One of the reasons he was able to 'hide' from the monsters was because of his smelly step-dad, but after the first book there isn't any reason he should be safe at home during the school year…
Annabeth going back to live with her dad after so many years of being at camp…same inconsistency…
All this 'plot armor' talk makes me want to look through my own WIP…
Dollhouse:
Top secret organization that the FBI doesn't know about, and even a professionally trained spook can't find evidence that they exist.
And yet, they need rich clients to stay liquid.
Where, oh, where, do they advertise? Doesn't the FBI look on Craig'slist from time to time?
Kater — I wondered about that ALL SEASON(s). But I came to the conclusion that it was like the movie Hitch with Will Smith; info was passed on a hand-to-hand, reference basis. So it remained secretive and need-to-know.

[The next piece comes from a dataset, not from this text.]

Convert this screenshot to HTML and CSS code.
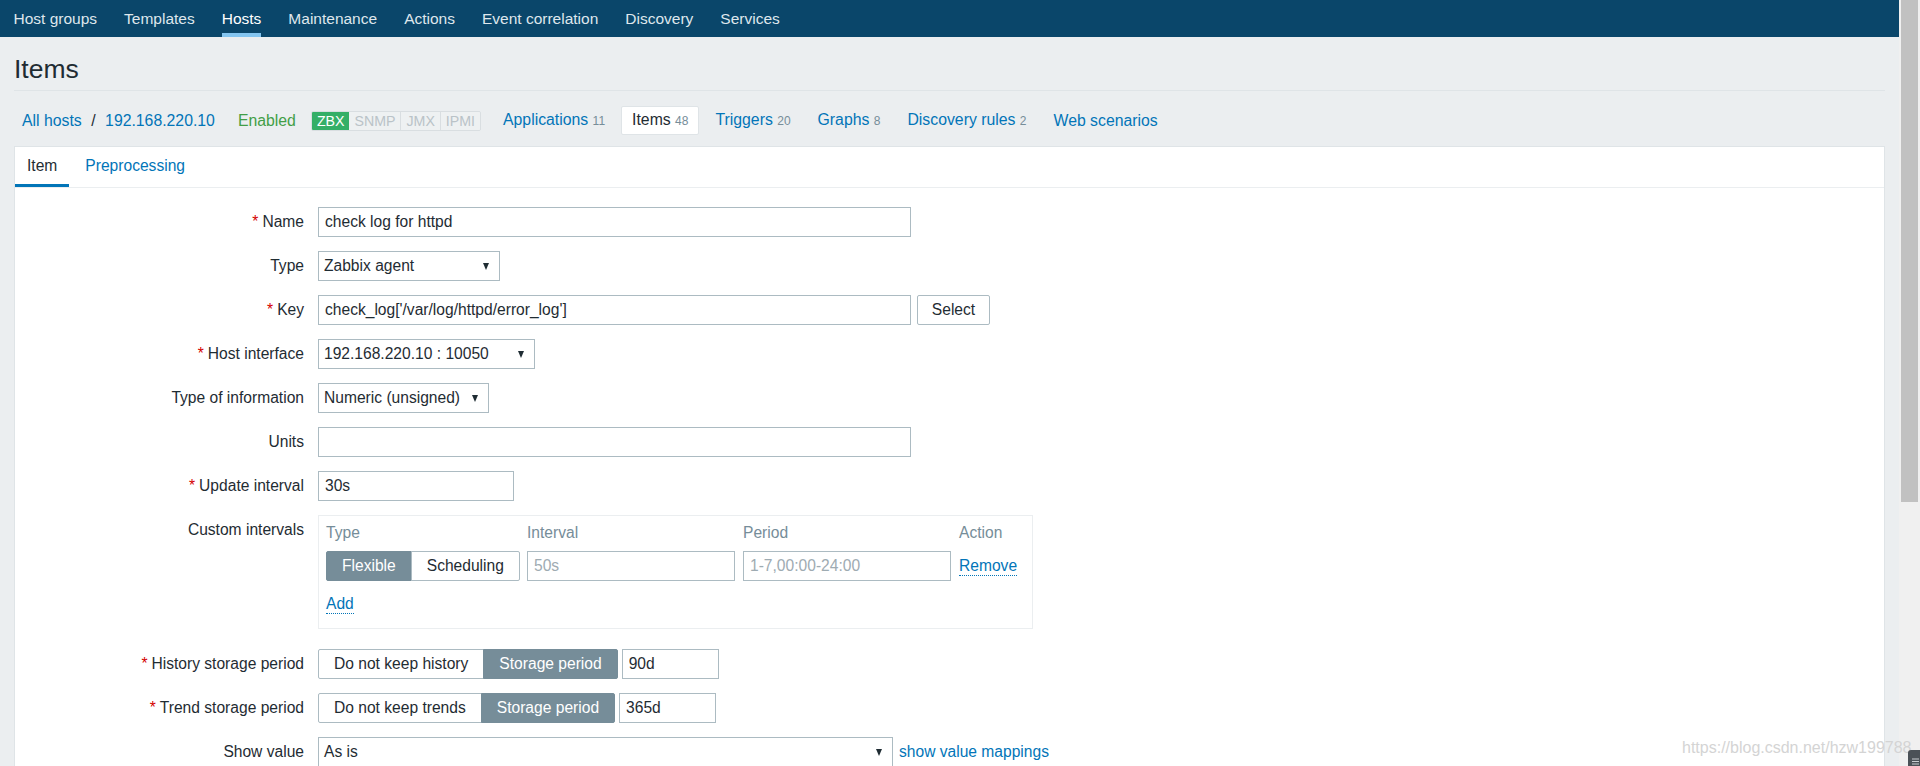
FILE: index.html
```html
<!DOCTYPE html>
<html lang="en">

<head>
    <meta charset="UTF-8">
    <meta name="viewport" content="width=device-width, initial-scale=1.0">
    <title>Configuration of items</title>
    <link rel="stylesheet" href="styles.css">
</head>

<body>
    <div class="layout">
        <div class="main">
            <nav class="top-nav">
                <ul>
                    <li><a href="#">Host groups</a></li>
                    <li><a href="#">Templates</a></li>
                    <li class="selected"><a href="#">Hosts</a></li>
                    <li><a href="#">Maintenance</a></li>
                    <li><a href="#">Actions</a></li>
                    <li><a href="#">Event correlation</a></li>
                    <li><a href="#">Discovery</a></li>
                    <li><a href="#">Services</a></li>
                </ul>
            </nav>

            <div class="wrapper">
                <header class="header-title">
                    <h1>Items</h1>
                </header>

                <ul class="object-group">
                    <li class="breadcrumbs"><a href="#">All hosts</a><span class="sep">/</span><a href="#">192.168.220.10</a></li>
                    <li class="status-enabled">Enabled</li>
                    <li class="status-container">
                        <span class="status-green">ZBX</span><span class="status-grey">SNMP</span><span class="status-grey">JMX</span><span class="status-grey">IPMI</span>
                    </li>
                    <li class="entity"><a href="#">Applications</a> <span class="count">11</span></li>
                    <li class="entity selected"><span>Items</span> <span class="count">48</span></li>
                    <li class="entity"><a href="#">Triggers</a> <span class="count">20</span></li>
                    <li class="entity"><a href="#">Graphs</a> <span class="count">8</span></li>
                    <li class="entity"><a href="#">Discovery rules</a> <span class="count">2</span></li>
                    <li class="entity"><a href="#">Web scenarios</a></li>
                </ul>

                <div class="table-forms-container">
                    <ul class="tabs">
                        <li class="active"><a href="#">Item</a></li>
                        <li><a href="#">Preprocessing</a></li>
                    </ul>

                    <ul class="form-list">
                        <li>
                            <label class="asterisk">Name</label>
                            <input class="input w-wide" type="text" value="check log for httpd">
                        </li>
                        <li>
                            <label>Type</label>
                            <div class="select w-type">Zabbix agent</div>
                        </li>
                        <li>
                            <label class="asterisk">Key</label>
                            <input class="input w-wide" type="text" value="check_log['/var/log/httpd/error_log']">
                            <button class="btn-alt">Select</button>
                        </li>
                        <li>
                            <label class="asterisk">Host interface</label>
                            <div class="select w-iface">192.168.220.10 : 10050</div>
                        </li>
                        <li>
                            <label>Type of information</label>
                            <div class="select w-info">Numeric (unsigned)</div>
                        </li>
                        <li>
                            <label>Units</label>
                            <input class="input w-wide" type="text" value="">
                        </li>
                        <li>
                            <label class="asterisk">Update interval</label>
                            <input class="input w-small" type="text" value="30s">
                        </li>
                        <li class="row-intervals">
                            <label>Custom intervals</label>
                            <div class="intervals-box">
                                <div class="interval-grid">
                                    <div class="th">Type</div>
                                    <div class="th">Interval</div>
                                    <div class="th">Period</div>
                                    <div class="th">Action</div>

                                    <div class="radio-segmented">
                                        <span class="on">Flexible</span><span>Scheduling</span>
                                    </div>
                                    <input class="input" type="text" placeholder="50s">
                                    <input class="input" type="text" placeholder="1-7,00:00-24:00">
                                    <div><a class="link-action" href="#">Remove</a></div>
                                </div>
                                <div class="add-row"><a class="link-action" href="#">Add</a></div>
                            </div>
                        </li>
                        <li>
                            <label class="asterisk">History storage period</label>
                            <div class="radio-segmented">
                                <span>Do not keep history</span><span class="on">Storage period</span>
                            </div>
                            <input class="input w-period" type="text" value="90d">
                        </li>
                        <li>
                            <label class="asterisk">Trend storage period</label>
                            <div class="radio-segmented">
                                <span>Do not keep trends</span><span class="on">Storage period</span>
                            </div>
                            <input class="input w-period" type="text" value="365d">
                        </li>
                        <li>
                            <label>Show value</label>
                            <div class="select w-show">As is</div>
                            <a class="mappings" href="#">show value mappings</a>
                        </li>
                    </ul>
                </div>
            </div>
        </div>

        <div class="scrollbar">
            <div class="thumb"></div>
        </div>
    </div>

    <div class="watermark">https://blog.csdn.net/hzw199788</div>
    <div class="corner-icon">
        <svg width="12" height="16" viewBox="0 0 12 16">
            <rect x="0" y="0" width="14" height="18" rx="3" fill="#4b5157"/>
            <path d="M4 9h7M4 11.5h7M4 14h7" stroke="#c9cdd1" stroke-width="1"/>
        </svg>
    </div>
</body>
</html>
```

FILE: styles.css
```css
* {
    margin: 0;
    padding: 0;
    box-sizing: border-box;
}

body {
    font-family: Arial, "Liberation Sans", sans-serif;
    font-size: 15.6px;
    color: #1f2c33;
    background-color: #ebeef0;
    overflow: hidden;
}

a {
    color: #0275b8;
    text-decoration: none;
}

ul {
    list-style: none;
}

.layout {
    display: flex;
    height: 766px;
    overflow: hidden;
}

.main {
    flex: 1;
    min-width: 0;
}

/* top menu */
.top-nav {
    background-color: #0a466a;
    height: 37px;
}

.top-nav ul {
    display: flex;
}

.top-nav a {
    display: block;
    margin: 0 13.5px;
    padding-top: 4px;
    line-height: 29px;
    border-bottom: 4px solid transparent;
    color: #dfe7ed;
    font-size: 15.5px;
}

.top-nav .selected a {
    color: #fff;
    border-bottom-color: #84c5f0;
}

.wrapper {
    padding: 0 14px;
}

.header-title {
    padding: 17px 0 6px;
    border-bottom: 1px solid #dfe4e7;
}

.header-title h1 {
    font-size: 26.5px;
    font-weight: normal;
    line-height: 30px;
}

/* host header */
.object-group {
    display: flex;
    align-items: center;
    margin-left: 8px;
    padding: 15px 0 11px;
    font-size: 15.8px;
}

.breadcrumbs {
    line-height: 27px;
}

.breadcrumbs .sep {
    margin: 0 9.5px;
}

.status-enabled {
    color: #429e47;
    margin-left: 23px;
}

.status-container {
    display: flex;
    margin-left: 15px;
    margin-right: 11px;
    font-size: 14.2px;
    line-height: 18px;
    border: 1px solid #d9dee1;
    border-radius: 2px;
    overflow: hidden;
}

.status-container span {
    padding: 0 5px;
}

.status-green {
    background-color: #34af67;
    color: #fff;
}

.status-grey {
    background-color: #eef1f2;
    color: #bac3c8;
}

.status-grey + .status-grey {
    border-left: 1px solid #d9dee1;
}

.entity {
    padding: 0 11px;
    line-height: 27px;
    margin-right: 5px;
}

.entity.selected {
    background-color: #fff;
    border: 1px solid #dfe4e7;
    border-radius: 2px;
    padding: 0 10px;
    line-height: 25px;
}

.count {
    font-size: 12px;
    color: #768d99;
}

/* form container */
.table-forms-container {
    background-color: #fff;
    border: 1px solid #dfe4e7;
    min-height: 700px;
}

.tabs {
    display: flex;
    border-bottom: 1px solid #ebeef0;
}

.tabs a {
    display: block;
    padding: 0 12px;
    margin-right: 4px;
    line-height: 37px;
    border-bottom: 3px solid transparent;
}

.tabs .active a {
    color: #1f2c33;
    border-bottom-color: #0275b8;
}

.form-list {
    padding-top: 19px;
}

.form-list > li {
    display: flex;
    align-items: flex-start;
    margin-bottom: 14px;
}

.form-list > li.row-intervals {
    margin-bottom: 20px;
}

.form-list label {
    flex: 0 0 289px;
    margin-right: 14px;
    text-align: right;
    line-height: 29px;
}

.form-list .asterisk::before {
    content: "*";
    color: #d40000;
    margin-right: 4px;
}

/* controls */
.input {
    height: 30px;
    border: 1px solid #acbbc2;
    padding: 0 6px;
    font: inherit;
    color: #1f2c33;
    background-color: #fff;
    outline: none;
}

.input::placeholder {
    color: #9eabb2;
}

.w-wide {
    width: 593px;
}

.w-small {
    width: 196px;
}

.w-period {
    width: 97px;
    margin-left: 4px;
}

.select {
    display: flex;
    align-items: center;
    justify-content: space-between;
    height: 30px;
    padding: 0 10px 0 5px;
    border: 1px solid #acbbc2;
    background-color: #fff;
}

.select::after {
    content: "";
    border-left: 3.5px solid transparent;
    border-right: 3.5px solid transparent;
    border-top: 7px solid #1f2c33;
}

.w-type {
    width: 182px;
}

.w-iface {
    width: 217px;
}

.w-info {
    width: 171px;
}

.w-show {
    width: 575px;
}

.btn-alt {
    width: 73px;
    height: 30px;
    margin-left: 6px;
    font: inherit;
    color: #1f2c33;
    background-color: #fff;
    border: 1px solid #acbbc2;
    border-radius: 2px;
}

.mappings {
    margin-left: 6px;
    line-height: 30px;
}

.radio-segmented {
    display: flex;
}

.radio-segmented span {
    height: 30px;
    line-height: 28px;
    padding: 0 15px;
    border: 1px solid #acbbc2;
    background-color: #fff;
    white-space: nowrap;
}

.radio-segmented span + span {
    margin-left: -1px;
}

.radio-segmented span:first-child {
    border-radius: 2px 0 0 2px;
}

.radio-segmented span:last-child {
    border-radius: 0 2px 2px 0;
}

.radio-segmented .on {
    background-color: #768d99;
    border-color: #768d99;
    color: #fff;
}

/* custom intervals */
.intervals-box {
    width: 715px;
    border: 1px solid #ebeef0;
    padding: 7px 7px 14px;
}

.interval-grid {
    display: grid;
    grid-template-columns: 193px 208px 208px auto;
    column-gap: 8px;
    row-gap: 8px;
    align-items: center;
}

.interval-grid .th {
    color: #768d99;
    line-height: 20px;
}

.interval-grid .input {
    width: 100%;
}

.add-row {
    margin-top: 14px;
    line-height: 18px;
}

.link-action {
    display: inline-block;
    line-height: 18px;
    border-bottom: 1px dotted #0275b8;
}

/* browser chrome */
.scrollbar {
    width: 21px;
    padding: 0 2px;
    background-color: #f0f0f0;
}

.scrollbar .thumb {
    height: 502px;
    background-color: #c1c1c1;
}

.watermark {
    position: absolute;
    left: 1682px;
    top: 739px;
    font-size: 16px;
    line-height: 18px;
    color: #d4d4d4;
    white-space: nowrap;
}

.corner-icon {
    position: absolute;
    right: 0;
    bottom: 0;
    width: 12px;
    height: 16px;
    line-height: 0;
}
```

As long as people buy it…this little things do not matter much any more… Yes, why didn't they change Harry's name?
I love that you watch Leverage. I love that show. And no, I missed the season premiere…gotta go check my Tivo.
The movies that drive me crazy are the ones where the girl dresses up like a guy or vice versa, like She's The Man. Even though I think that movie is hilarious, I can't get past the fact that she rooms with this other guy and he never suspects that she's a girl. I mean, really? But it doesn't stop me from watching it over and over again.
As far as I'm concerned Glee is a big plot armour party. There's so much that doesn't make sense (even if the singing is awesome) that it makes me cringe.